I bought a bass boat years ago. It was 18-feet long and propelled by 150 horses under the white cowling hood, as fine an equine team as any king of some Scandinavian realm. The boat was brown and the shiny gelcoat had apparently committed suicide years before, but it ran well until the horses inside that white cowling stampeded one day on my way home from Lake Fausse Point and the team evaporated with a bang and a plume of white smoke, resulting in the indignation of having to call a neighbor for a tow back to the landing. I sold it not long after that.
Then there’s camping. I quit camping in my early twenties. It wasn’t rough or primitive camping, though my friends and I did set up a tent or two on the lake shore, mostly to hold the ice chests of beer in case some vagabond beer-thief wandered through in the middle of the night. We gathered driftwood to make a fire, wood that was invariably sopping wet and required several gallons of gasoline and one brave soul to light. In retrospect, we should have saved some penny rockets from New Year’s Eve to light the campfire from atop the levee, except those darn things never fly straight and probably would have ended up in one of the tents and burned down the beer coolers.
The movie and advertising depictions of camping are so serene and peaceful; actual camping is a misery on ground so unlevel and bumpy that no sleeping bag is thick enough to provide comfort; the constant going in and out to retrieve a refreshment, a bag of chips or the bug spray so tempts mosquitoes to investigated this new addition to their environs that, by bedtime, there are no mosquitoes outside the tent and several million inside. Back when they used to keep cattle on the levee, an occasional bull would get curious and scare the daylights out of me when it cast a huge, looming shadow from the still-smoking fire against the tent that looked like a minotaur. One fair morning (fair being I was only missing about a third of my blood from the mosquitoes and a minotaur did not trample me to death in the tent) it suddenly occurred to me that I had a perfectly good, comfortable bed at home and that this whole camping business was just stupid, and promptly quit the whole sordid affair.

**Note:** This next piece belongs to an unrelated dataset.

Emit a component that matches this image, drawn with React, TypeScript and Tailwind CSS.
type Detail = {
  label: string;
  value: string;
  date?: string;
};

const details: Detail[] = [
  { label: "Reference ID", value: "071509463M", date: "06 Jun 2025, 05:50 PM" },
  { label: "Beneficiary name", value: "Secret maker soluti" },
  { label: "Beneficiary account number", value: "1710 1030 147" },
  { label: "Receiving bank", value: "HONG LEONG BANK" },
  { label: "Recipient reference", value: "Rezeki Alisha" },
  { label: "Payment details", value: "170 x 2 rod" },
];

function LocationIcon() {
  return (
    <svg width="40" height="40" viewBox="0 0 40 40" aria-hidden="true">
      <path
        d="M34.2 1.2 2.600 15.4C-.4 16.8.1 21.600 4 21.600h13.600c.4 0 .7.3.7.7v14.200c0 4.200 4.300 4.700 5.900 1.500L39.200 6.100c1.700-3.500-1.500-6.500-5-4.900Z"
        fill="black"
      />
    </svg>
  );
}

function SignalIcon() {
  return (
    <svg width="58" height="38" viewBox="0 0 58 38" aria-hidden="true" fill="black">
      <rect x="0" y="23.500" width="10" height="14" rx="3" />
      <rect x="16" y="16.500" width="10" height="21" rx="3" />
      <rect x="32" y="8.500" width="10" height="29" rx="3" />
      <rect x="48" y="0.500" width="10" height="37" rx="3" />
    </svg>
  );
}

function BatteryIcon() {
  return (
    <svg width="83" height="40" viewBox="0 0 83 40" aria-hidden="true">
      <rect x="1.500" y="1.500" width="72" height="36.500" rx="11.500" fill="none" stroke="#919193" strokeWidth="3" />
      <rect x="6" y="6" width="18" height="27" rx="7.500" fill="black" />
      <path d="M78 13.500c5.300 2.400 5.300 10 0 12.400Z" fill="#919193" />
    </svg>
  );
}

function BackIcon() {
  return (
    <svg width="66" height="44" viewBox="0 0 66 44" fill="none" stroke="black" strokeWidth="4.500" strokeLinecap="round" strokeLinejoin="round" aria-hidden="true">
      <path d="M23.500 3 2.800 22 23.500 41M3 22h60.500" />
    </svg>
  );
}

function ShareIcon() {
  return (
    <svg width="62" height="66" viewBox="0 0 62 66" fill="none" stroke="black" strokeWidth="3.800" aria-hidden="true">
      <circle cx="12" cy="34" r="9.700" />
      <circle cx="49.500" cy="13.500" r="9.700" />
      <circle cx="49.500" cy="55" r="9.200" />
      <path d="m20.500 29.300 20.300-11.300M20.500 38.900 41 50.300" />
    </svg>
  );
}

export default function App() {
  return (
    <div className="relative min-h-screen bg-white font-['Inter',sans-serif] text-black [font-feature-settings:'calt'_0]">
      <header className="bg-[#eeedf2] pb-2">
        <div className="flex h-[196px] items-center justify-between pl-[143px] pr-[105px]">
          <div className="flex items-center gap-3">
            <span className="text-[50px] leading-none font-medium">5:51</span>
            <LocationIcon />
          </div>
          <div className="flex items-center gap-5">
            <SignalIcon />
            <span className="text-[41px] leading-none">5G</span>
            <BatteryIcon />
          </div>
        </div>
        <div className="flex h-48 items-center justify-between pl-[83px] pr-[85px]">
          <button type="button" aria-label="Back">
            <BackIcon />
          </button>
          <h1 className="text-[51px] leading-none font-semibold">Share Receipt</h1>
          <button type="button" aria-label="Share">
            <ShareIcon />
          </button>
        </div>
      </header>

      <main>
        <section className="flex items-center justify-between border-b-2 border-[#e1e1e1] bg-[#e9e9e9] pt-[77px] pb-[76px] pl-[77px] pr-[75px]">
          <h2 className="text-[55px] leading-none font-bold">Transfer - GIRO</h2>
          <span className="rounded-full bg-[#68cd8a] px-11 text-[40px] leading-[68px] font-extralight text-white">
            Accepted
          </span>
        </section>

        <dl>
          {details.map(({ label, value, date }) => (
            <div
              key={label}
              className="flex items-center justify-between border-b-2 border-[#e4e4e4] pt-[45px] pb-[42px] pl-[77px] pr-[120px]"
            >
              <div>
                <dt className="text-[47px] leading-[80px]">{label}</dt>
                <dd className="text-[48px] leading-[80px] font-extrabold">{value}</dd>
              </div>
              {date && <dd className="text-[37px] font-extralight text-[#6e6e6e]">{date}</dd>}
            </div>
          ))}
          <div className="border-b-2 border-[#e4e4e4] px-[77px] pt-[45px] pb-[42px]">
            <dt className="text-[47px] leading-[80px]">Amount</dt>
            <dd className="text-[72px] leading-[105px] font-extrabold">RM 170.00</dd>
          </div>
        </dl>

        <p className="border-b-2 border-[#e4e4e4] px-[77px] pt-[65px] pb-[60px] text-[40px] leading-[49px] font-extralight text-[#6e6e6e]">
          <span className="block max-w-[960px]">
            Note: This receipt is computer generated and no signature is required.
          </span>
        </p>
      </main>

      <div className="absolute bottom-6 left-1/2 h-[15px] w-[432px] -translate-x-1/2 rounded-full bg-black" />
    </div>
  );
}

Eventually I took up creek fishing, and wading with a fly rod. The first thing you need to know about fly rods is that to operate this device you must be part mathematician, part gymnast, part magician and majority rattle-trapping nuts. No sensible person of any decent upbringing would take up the fly rod, plunge into cold water and try to walk across slick, algae-covered rocks or quicksand. Having never claimed to be either sensible or decently upbrought, I continue this practice despite the fact that it exists on the margins of polite society and at the precipice of institutionalization.
In this particular form of insanity, to casual onlookers I appear to be quite an accomplished dancer from the disco era, when in fact, my waving arms, gyrating legs and twisting hips are all the result of trying to stay on my feet when the slab of sandstone I am trying to cross has suddenly turned into some variant of pudding, and my high-dollar, no-slip tread wading shoes chose that moment to resign from my employ. Mostly I manage to keep my feet; sometimes I just give up and take the fall, get up and let my indignation drip from my soaked shorts and fishing shirt along with the creek water. When I’m ready to move again, I find I’ve got another eighty feet of pudding to traverse, and now rather than a disco dancer I look like a sloth crossing an oil spill.
When I finally get in position to cast to a likely fishing spot, one of three things inevitably happens: I miss the spot by twenty feet; I snag my hat and fling it into the spot where I think the fish is; or I am standing on my fly line and it goes about six feet then snaps back and wraps around my head, elbow and somehow my waist pack, four times. To recover from any of these particular indignations, I generally laugh and say something such as, “I bet the fish will like that hat!” or “There must be a snag down there on the bottom!” or “I think that spot twenty feet to the right is holding a whopper!” My fishing partner for the day hears none of this, though, since he is busy landing a five-pounder.
Hiking should be a whole different matter, and granted, it is less unnerving, until I realize that I have hiked a couple miles downhill and now I have to go back uphill an equal distance. By the time I get back to the truck, my legs can barely work the pedals, and I can’t see over the dash because I’ve somehow transformed into a material something like wet clay.
But, like a self-flagellating martyr, I can’t stop myself, and even as I write this, I am dreaming of that first trip to the creek of the season, practicing my dance moves, the crisp bath in creek water, and that grungy, sweaty funkiness at the end of the day that declares to all that I have gone out into the wilds and by thunder, had myself a good time!